§ **EXERCISE OBJECTIVE**:
Identify and copy all lines of the material where the string "this" is found.

§ **LISTED RECORDS**:

==========

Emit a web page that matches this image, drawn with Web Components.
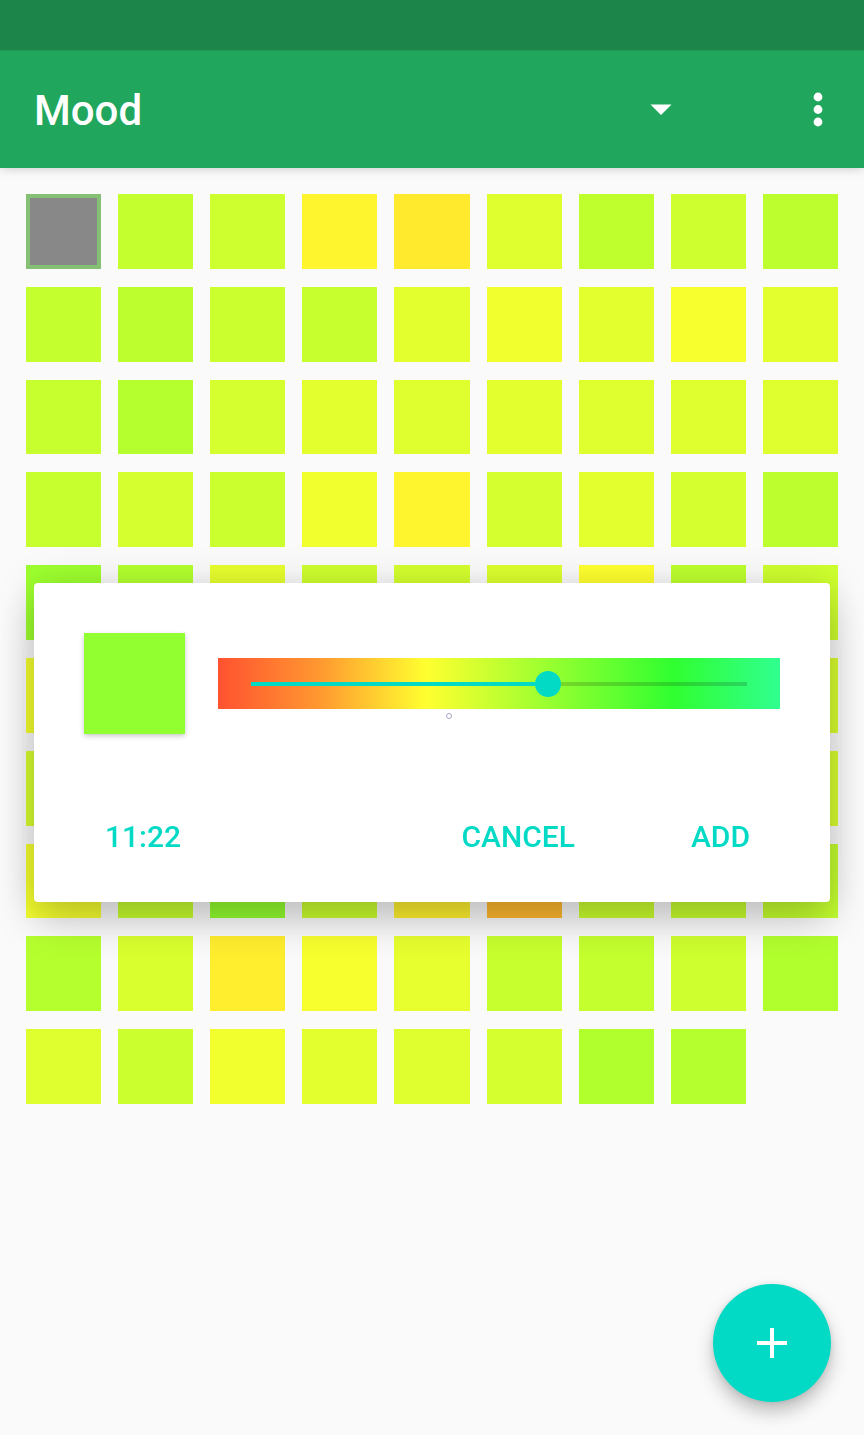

==========

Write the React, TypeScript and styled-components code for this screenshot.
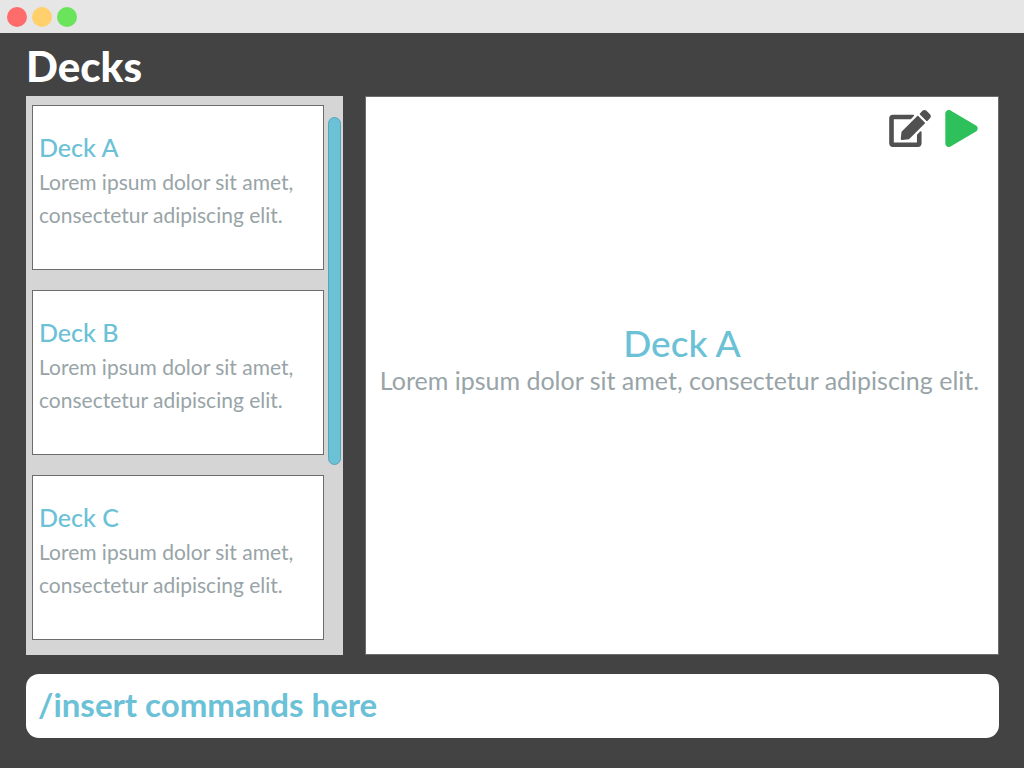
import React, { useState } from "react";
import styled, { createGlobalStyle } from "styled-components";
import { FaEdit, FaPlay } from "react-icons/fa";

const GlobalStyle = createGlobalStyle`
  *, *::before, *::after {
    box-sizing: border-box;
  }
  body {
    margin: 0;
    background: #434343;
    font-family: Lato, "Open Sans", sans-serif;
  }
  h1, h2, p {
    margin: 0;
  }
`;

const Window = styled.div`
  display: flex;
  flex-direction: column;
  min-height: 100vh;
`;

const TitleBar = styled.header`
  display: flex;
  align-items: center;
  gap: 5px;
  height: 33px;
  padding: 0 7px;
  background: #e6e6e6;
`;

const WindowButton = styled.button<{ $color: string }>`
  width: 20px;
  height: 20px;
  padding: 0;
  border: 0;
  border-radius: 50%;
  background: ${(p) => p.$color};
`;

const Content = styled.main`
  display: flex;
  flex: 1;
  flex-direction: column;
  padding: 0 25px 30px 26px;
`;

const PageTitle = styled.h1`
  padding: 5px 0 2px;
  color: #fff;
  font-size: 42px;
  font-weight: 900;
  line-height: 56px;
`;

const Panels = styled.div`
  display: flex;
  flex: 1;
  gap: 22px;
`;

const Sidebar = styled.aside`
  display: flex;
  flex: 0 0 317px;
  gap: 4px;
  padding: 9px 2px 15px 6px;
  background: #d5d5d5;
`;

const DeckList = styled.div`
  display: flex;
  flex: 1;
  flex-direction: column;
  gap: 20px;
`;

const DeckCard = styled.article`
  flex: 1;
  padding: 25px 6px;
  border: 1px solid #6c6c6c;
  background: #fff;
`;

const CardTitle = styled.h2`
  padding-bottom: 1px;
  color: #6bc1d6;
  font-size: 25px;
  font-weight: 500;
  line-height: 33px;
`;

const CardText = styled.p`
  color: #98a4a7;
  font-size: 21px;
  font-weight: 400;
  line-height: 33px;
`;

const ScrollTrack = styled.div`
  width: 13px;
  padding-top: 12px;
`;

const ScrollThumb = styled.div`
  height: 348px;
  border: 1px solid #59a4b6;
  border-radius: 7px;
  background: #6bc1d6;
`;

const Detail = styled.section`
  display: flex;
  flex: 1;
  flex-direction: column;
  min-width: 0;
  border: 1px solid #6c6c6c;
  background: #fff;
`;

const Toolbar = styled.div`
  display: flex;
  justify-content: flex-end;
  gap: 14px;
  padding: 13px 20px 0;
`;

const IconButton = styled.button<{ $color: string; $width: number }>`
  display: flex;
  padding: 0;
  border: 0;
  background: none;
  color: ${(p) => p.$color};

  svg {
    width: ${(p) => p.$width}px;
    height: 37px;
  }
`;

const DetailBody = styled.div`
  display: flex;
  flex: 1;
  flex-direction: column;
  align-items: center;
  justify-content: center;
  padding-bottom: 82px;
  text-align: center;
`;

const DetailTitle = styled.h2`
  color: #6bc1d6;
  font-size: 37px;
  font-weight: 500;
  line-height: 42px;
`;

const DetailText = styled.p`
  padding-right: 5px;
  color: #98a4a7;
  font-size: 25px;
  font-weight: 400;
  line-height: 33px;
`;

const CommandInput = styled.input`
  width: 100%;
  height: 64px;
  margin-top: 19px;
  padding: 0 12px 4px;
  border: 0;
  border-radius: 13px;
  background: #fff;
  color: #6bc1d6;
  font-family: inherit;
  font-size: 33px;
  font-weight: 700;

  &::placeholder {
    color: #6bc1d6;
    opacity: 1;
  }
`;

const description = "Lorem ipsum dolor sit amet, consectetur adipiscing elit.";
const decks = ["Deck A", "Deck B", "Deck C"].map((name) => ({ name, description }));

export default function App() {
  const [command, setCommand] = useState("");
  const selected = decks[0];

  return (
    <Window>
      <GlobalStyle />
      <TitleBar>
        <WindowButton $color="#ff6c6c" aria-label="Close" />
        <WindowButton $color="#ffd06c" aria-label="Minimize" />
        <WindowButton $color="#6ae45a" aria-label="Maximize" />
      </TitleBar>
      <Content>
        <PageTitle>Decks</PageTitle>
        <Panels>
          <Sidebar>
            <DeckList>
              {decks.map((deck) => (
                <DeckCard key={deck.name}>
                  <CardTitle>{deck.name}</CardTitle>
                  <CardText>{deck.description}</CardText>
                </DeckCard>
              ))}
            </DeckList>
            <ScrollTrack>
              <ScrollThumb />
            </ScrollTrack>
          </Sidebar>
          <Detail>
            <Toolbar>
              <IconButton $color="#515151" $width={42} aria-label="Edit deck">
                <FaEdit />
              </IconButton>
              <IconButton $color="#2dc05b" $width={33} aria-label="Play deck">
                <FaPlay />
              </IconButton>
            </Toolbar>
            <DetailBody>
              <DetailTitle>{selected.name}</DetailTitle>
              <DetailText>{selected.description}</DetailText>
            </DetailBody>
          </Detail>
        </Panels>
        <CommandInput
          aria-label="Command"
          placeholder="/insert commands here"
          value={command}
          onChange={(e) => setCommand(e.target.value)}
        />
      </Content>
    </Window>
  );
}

==========

§ **RESULT OF THE EXERCISE**:
Emit a web page that matches this image, drawn with Web Components.
Write the React, TypeScript and styled-components code for this screenshot.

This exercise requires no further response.